--- Begin ---

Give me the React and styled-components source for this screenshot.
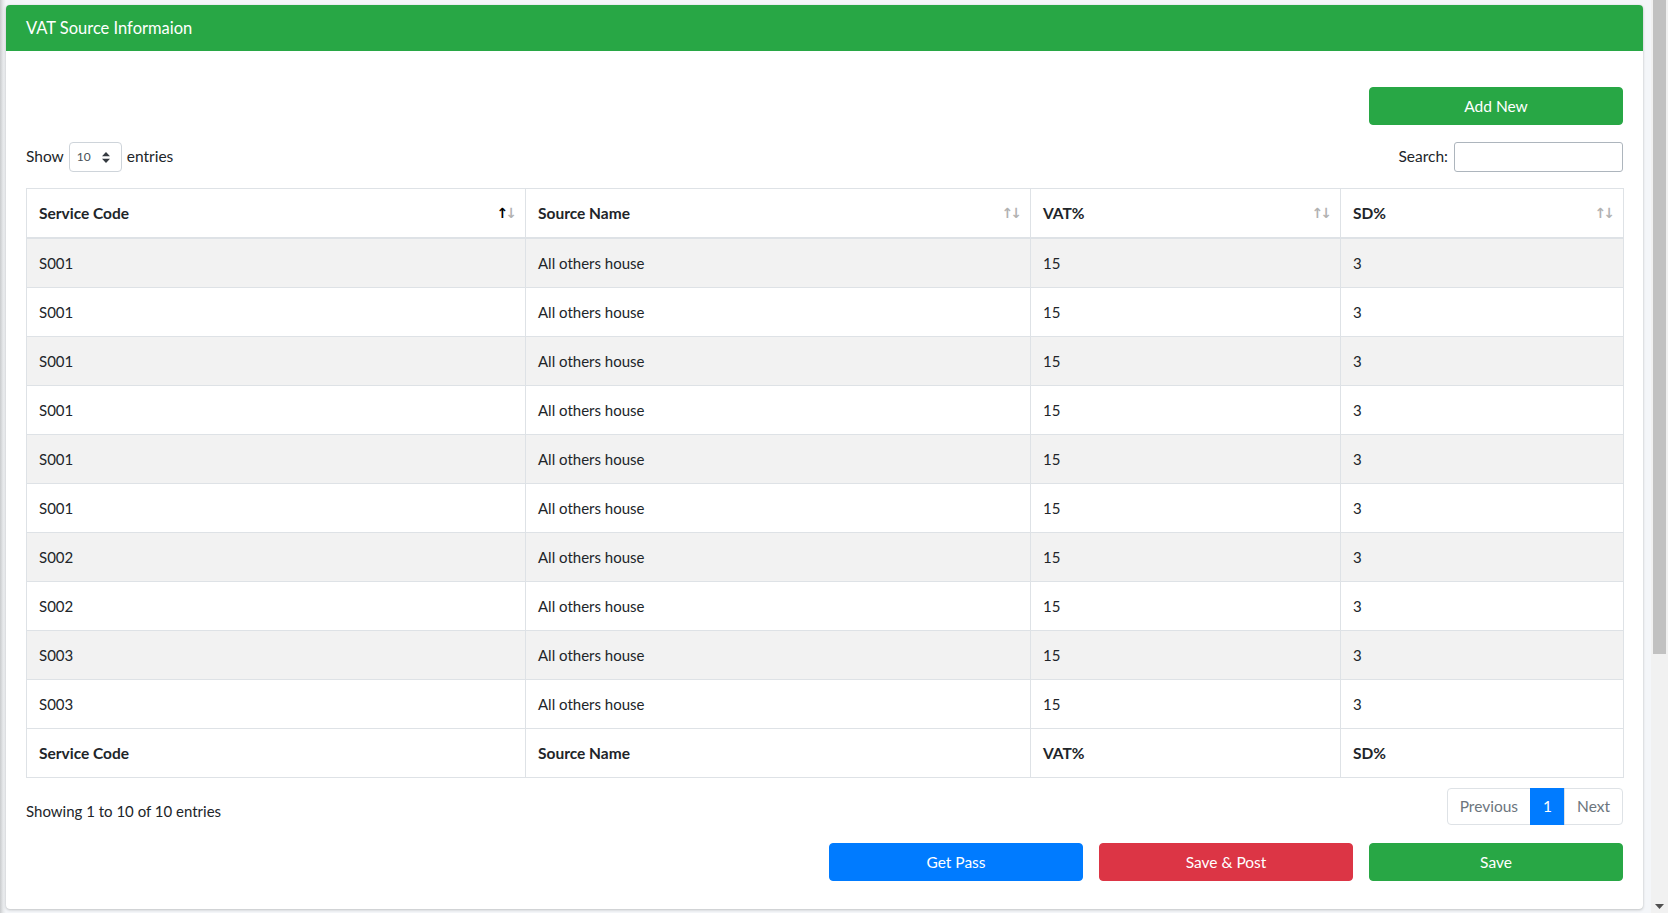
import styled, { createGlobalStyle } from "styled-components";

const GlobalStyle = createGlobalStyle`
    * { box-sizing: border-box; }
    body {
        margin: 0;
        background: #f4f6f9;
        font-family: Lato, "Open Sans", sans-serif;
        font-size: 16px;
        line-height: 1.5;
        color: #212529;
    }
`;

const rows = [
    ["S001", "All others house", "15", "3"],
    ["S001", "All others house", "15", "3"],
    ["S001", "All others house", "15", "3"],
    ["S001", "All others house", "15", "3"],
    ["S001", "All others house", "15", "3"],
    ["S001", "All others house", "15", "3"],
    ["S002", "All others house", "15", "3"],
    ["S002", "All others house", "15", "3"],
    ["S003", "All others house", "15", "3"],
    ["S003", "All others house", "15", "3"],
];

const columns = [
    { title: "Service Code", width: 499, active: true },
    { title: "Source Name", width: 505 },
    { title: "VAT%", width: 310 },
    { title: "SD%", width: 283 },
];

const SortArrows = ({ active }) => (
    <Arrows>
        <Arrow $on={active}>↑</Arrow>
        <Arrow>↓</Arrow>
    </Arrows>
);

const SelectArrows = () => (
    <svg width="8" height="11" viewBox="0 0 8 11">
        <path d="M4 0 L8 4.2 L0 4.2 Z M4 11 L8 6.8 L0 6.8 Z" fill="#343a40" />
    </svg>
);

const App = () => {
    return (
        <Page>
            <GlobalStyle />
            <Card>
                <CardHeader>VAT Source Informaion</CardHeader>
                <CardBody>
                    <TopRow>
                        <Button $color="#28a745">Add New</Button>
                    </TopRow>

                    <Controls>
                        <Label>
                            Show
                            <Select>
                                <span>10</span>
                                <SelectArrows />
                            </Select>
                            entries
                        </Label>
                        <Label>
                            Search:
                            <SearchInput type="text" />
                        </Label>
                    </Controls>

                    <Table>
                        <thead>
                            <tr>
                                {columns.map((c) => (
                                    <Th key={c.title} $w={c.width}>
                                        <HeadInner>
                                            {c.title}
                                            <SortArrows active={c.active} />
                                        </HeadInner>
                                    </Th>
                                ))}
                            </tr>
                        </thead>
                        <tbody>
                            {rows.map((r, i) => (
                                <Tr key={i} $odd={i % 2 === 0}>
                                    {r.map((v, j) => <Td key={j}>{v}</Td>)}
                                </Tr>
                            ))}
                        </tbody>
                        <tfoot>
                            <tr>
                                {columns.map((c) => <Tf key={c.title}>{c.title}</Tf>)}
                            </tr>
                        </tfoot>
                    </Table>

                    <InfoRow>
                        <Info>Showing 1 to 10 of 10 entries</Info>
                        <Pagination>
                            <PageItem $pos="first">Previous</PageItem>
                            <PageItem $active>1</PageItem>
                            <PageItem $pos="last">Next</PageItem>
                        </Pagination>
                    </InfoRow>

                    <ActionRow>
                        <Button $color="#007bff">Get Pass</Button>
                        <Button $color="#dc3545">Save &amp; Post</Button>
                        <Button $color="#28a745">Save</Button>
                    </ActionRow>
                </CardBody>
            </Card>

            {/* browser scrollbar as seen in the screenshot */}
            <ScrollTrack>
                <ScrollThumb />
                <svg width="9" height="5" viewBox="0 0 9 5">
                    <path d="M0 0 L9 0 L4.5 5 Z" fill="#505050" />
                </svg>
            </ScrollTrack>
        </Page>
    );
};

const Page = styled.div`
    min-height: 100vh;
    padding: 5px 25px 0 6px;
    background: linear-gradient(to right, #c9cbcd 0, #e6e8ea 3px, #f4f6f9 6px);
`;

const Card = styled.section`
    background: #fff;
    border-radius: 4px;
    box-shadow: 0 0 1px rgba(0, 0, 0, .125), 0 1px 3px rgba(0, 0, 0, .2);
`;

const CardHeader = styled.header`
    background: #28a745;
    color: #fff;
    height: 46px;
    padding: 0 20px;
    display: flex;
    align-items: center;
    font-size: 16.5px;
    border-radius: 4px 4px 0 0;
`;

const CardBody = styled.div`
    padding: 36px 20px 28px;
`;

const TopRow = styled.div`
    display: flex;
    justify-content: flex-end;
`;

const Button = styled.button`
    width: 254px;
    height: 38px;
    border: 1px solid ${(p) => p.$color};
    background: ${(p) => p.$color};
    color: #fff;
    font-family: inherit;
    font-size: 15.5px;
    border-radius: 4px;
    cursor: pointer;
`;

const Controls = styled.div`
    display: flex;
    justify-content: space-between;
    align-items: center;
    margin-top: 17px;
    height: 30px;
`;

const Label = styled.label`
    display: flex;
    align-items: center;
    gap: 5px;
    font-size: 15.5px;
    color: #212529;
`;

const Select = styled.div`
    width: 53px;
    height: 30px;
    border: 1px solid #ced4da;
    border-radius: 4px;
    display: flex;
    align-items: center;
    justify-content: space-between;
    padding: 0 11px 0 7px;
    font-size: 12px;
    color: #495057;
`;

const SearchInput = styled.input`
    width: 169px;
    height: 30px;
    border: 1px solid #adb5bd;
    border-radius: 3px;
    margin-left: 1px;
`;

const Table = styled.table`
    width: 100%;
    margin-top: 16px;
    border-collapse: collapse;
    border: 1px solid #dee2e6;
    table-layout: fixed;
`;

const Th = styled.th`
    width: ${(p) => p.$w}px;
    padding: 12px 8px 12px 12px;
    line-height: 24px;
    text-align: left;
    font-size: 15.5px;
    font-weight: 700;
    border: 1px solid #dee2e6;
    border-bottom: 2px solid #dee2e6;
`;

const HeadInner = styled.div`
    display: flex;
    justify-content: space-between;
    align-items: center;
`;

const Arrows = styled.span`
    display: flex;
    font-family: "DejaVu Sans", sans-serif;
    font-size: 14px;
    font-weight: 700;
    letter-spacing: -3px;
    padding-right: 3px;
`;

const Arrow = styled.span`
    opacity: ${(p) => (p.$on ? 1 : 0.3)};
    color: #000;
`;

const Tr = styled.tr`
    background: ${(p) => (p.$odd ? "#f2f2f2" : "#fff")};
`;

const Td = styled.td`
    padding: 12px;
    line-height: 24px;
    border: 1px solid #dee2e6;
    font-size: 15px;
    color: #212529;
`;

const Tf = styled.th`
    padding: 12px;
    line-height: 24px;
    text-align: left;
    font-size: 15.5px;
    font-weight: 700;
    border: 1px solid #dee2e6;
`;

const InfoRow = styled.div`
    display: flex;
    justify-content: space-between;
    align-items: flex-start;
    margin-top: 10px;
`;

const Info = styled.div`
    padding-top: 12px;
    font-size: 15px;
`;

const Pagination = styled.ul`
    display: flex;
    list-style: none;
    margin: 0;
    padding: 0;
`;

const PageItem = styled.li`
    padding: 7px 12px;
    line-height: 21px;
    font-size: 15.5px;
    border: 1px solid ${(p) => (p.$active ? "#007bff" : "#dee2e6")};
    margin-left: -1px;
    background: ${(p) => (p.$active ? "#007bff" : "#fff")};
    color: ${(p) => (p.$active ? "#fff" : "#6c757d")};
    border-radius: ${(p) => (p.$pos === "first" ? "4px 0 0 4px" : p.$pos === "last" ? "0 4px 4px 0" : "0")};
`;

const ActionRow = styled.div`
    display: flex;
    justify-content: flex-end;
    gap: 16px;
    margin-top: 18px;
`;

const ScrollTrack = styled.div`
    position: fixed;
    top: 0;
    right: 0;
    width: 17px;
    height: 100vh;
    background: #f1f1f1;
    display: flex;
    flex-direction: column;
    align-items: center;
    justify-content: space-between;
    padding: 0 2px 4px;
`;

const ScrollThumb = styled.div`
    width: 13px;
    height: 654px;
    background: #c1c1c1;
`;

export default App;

--- End ---

GIVEN EXERCISE
Word for word, quote the lines above. Omit the pictures.

ANSWER TO THE TASK
Give me the React and styled-components source for this screenshot.
import styled, { createGlobalStyle } from "styled-components";

const GlobalStyle = createGlobalStyle`
    * { box-sizing: border-box; }
    body {
        margin: 0;
        background: #f4f6f9;
        font-family: Lato, "Open Sans", sans-serif;
        font-size: 16px;
        line-height: 1.5;
        color: #212529;
    }
`;

const rows = [
    ["S001", "All others house", "15", "3"],
    ["S001", "All others house", "15", "3"],
    ["S001", "All others house", "15", "3"],
    ["S001", "All others house", "15", "3"],
    ["S001", "All others house", "15", "3"],
    ["S001", "All others house", "15", "3"],
    ["S002", "All others house", "15", "3"],
    ["S002", "All others house", "15", "3"],
    ["S003", "All others house", "15", "3"],
    ["S003", "All others house", "15", "3"],
];

const columns = [
    { title: "Service Code", width: 499, active: true },
    { title: "Source Name", width: 505 },
    { title: "VAT%", width: 310 },
    { title: "SD%", width: 283 },
];

const SortArrows = ({ active }) => (
    <Arrows>
        <Arrow $on={active}>↑</Arrow>
        <Arrow>↓</Arrow>
    </Arrows>
);

const SelectArrows = () => (
    <svg width="8" height="11" viewBox="0 0 8 11">
        <path d="M4 0 L8 4.2 L0 4.2 Z M4 11 L8 6.8 L0 6.8 Z" fill="#343a40" />
    </svg>
);

const App = () => {
    return (
        <Page>
            <GlobalStyle />
            <Card>
                <CardHeader>VAT Source Informaion</CardHeader>
                <CardBody>
                    <TopRow>
                        <Button $color="#28a745">Add New</Button>
                    </TopRow>

                    <Controls>
                        <Label>
                            Show
                            <Select>
                                <span>10</span>
                                <SelectArrows />
                            </Select>
                            entries
                        </Label>
                        <Label>
                            Search:
                            <SearchInput type="text" />
                        </Label>
                    </Controls>

                    <Table>
                        <thead>
                            <tr>
                                {columns.map((c) => (
                                    <Th key={c.title} $w={c.width}>
                                        <HeadInner>
                                            {c.title}
                                            <SortArrows active={c.active} />
                                        </HeadInner>
                                    </Th>
                                ))}
                            </tr>
                        </thead>
                        <tbody>
                            {rows.map((r, i) => (
                                <Tr key={i} $odd={i % 2 === 0}>
                                    {r.map((v, j) => <Td key={j}>{v}</Td>)}
                                </Tr>
                            ))}
                        </tbody>
                        <tfoot>
                            <tr>
                                {columns.map((c) => <Tf key={c.title}>{c.title}</Tf>)}
                            </tr>
                        </tfoot>
                    </Table>

                    <InfoRow>
                        <Info>Showing 1 to 10 of 10 entries</Info>
                        <Pagination>
                            <PageItem $pos="first">Previous</PageItem>
                            <PageItem $active>1</PageItem>
                            <PageItem $pos="last">Next</PageItem>
                        </Pagination>
                    </InfoRow>

                    <ActionRow>
                        <Button $color="#007bff">Get Pass</Button>
                        <Button $color="#dc3545">Save &amp; Post</Button>
                        <Button $color="#28a745">Save</Button>
                    </ActionRow>
                </CardBody>
            </Card>

            {/* browser scrollbar as seen in the screenshot */}
            <ScrollTrack>
                <ScrollThumb />
                <svg width="9" height="5" viewBox="0 0 9 5">
                    <path d="M0 0 L9 0 L4.5 5 Z" fill="#505050" />
                </svg>
            </ScrollTrack>
        </Page>
    );
};

const Page = styled.div`
    min-height: 100vh;
    padding: 5px 25px 0 6px;
    background: linear-gradient(to right, #c9cbcd 0, #e6e8ea 3px, #f4f6f9 6px);
`;

const Card = styled.section`
    background: #fff;
    border-radius: 4px;
    box-shadow: 0 0 1px rgba(0, 0, 0, .125), 0 1px 3px rgba(0, 0, 0, .2);
`;

const CardHeader = styled.header`
    background: #28a745;
    color: #fff;
    height: 46px;
    padding: 0 20px;
    display: flex;
    align-items: center;
    font-size: 16.5px;
    border-radius: 4px 4px 0 0;
`;

const CardBody = styled.div`
    padding: 36px 20px 28px;
`;

const TopRow = styled.div`
    display: flex;
    justify-content: flex-end;
`;

const Button = styled.button`
    width: 254px;
    height: 38px;
    border: 1px solid ${(p) => p.$color};
    background: ${(p) => p.$color};
    color: #fff;
    font-family: inherit;
    font-size: 15.5px;
    border-radius: 4px;
    cursor: pointer;
`;

const Controls = styled.div`
    display: flex;
    justify-content: space-between;
    align-items: center;
    margin-top: 17px;
    height: 30px;
`;

const Label = styled.label`
    display: flex;
    align-items: center;
    gap: 5px;
    font-size: 15.5px;
    color: #212529;
`;

const Select = styled.div`
    width: 53px;
    height: 30px;
    border: 1px solid #ced4da;
    border-radius: 4px;
    display: flex;
    align-items: center;
    justify-content: space-between;
    padding: 0 11px 0 7px;
    font-size: 12px;
    color: #495057;
`;

const SearchInput = styled.input`
    width: 169px;
    height: 30px;
    border: 1px solid #adb5bd;
    border-radius: 3px;
    margin-left: 1px;
`;

const Table = styled.table`
    width: 100%;
    margin-top: 16px;
    border-collapse: collapse;
    border: 1px solid #dee2e6;
    table-layout: fixed;
`;

const Th = styled.th`
    width: ${(p) => p.$w}px;
    padding: 12px 8px 12px 12px;
    line-height: 24px;
    text-align: left;
    font-size: 15.5px;
    font-weight: 700;
    border: 1px solid #dee2e6;
    border-bottom: 2px solid #dee2e6;
`;

const HeadInner = styled.div`
    display: flex;
    justify-content: space-between;
    align-items: center;
`;

const Arrows = styled.span`
    display: flex;
    font-family: "DejaVu Sans", sans-serif;
    font-size: 14px;
    font-weight: 700;
    letter-spacing: -3px;
    padding-right: 3px;
`;

const Arrow = styled.span`
    opacity: ${(p) => (p.$on ? 1 : 0.3)};
    color: #000;
`;

const Tr = styled.tr`
    background: ${(p) => (p.$odd ? "#f2f2f2" : "#fff")};
`;

const Td = styled.td`
    padding: 12px;
    line-height: 24px;
    border: 1px solid #dee2e6;
    font-size: 15px;
    color: #212529;
`;

const Tf = styled.th`
    padding: 12px;
    line-height: 24px;
    text-align: left;
    font-size: 15.5px;
    font-weight: 700;
    border: 1px solid #dee2e6;
`;

const InfoRow = styled.div`
    display: flex;
    justify-content: space-between;
    align-items: flex-start;
    margin-top: 10px;
`;

const Info = styled.div`
    padding-top: 12px;
    font-size: 15px;
`;

const Pagination = styled.ul`
    display: flex;
    list-style: none;
    margin: 0;
    padding: 0;
`;

const PageItem = styled.li`
    padding: 7px 12px;
    line-height: 21px;
    font-size: 15.5px;
    border: 1px solid ${(p) => (p.$active ? "#007bff" : "#dee2e6")};
    margin-left: -1px;
    background: ${(p) => (p.$active ? "#007bff" : "#fff")};
    color: ${(p) => (p.$active ? "#fff" : "#6c757d")};
    border-radius: ${(p) => (p.$pos === "first" ? "4px 0 0 4px" : p.$pos === "last" ? "0 4px 4px 0" : "0")};
`;

const ActionRow = styled.div`
    display: flex;
    justify-content: flex-end;
    gap: 16px;
    margin-top: 18px;
`;

const ScrollTrack = styled.div`
    position: fixed;
    top: 0;
    right: 0;
    width: 17px;
    height: 100vh;
    background: #f1f1f1;
    display: flex;
    flex-direction: column;
    align-items: center;
    justify-content: space-between;
    padding: 0 2px 4px;
`;

const ScrollThumb = styled.div`
    width: 13px;
    height: 654px;
    background: #c1c1c1;
`;

export default App;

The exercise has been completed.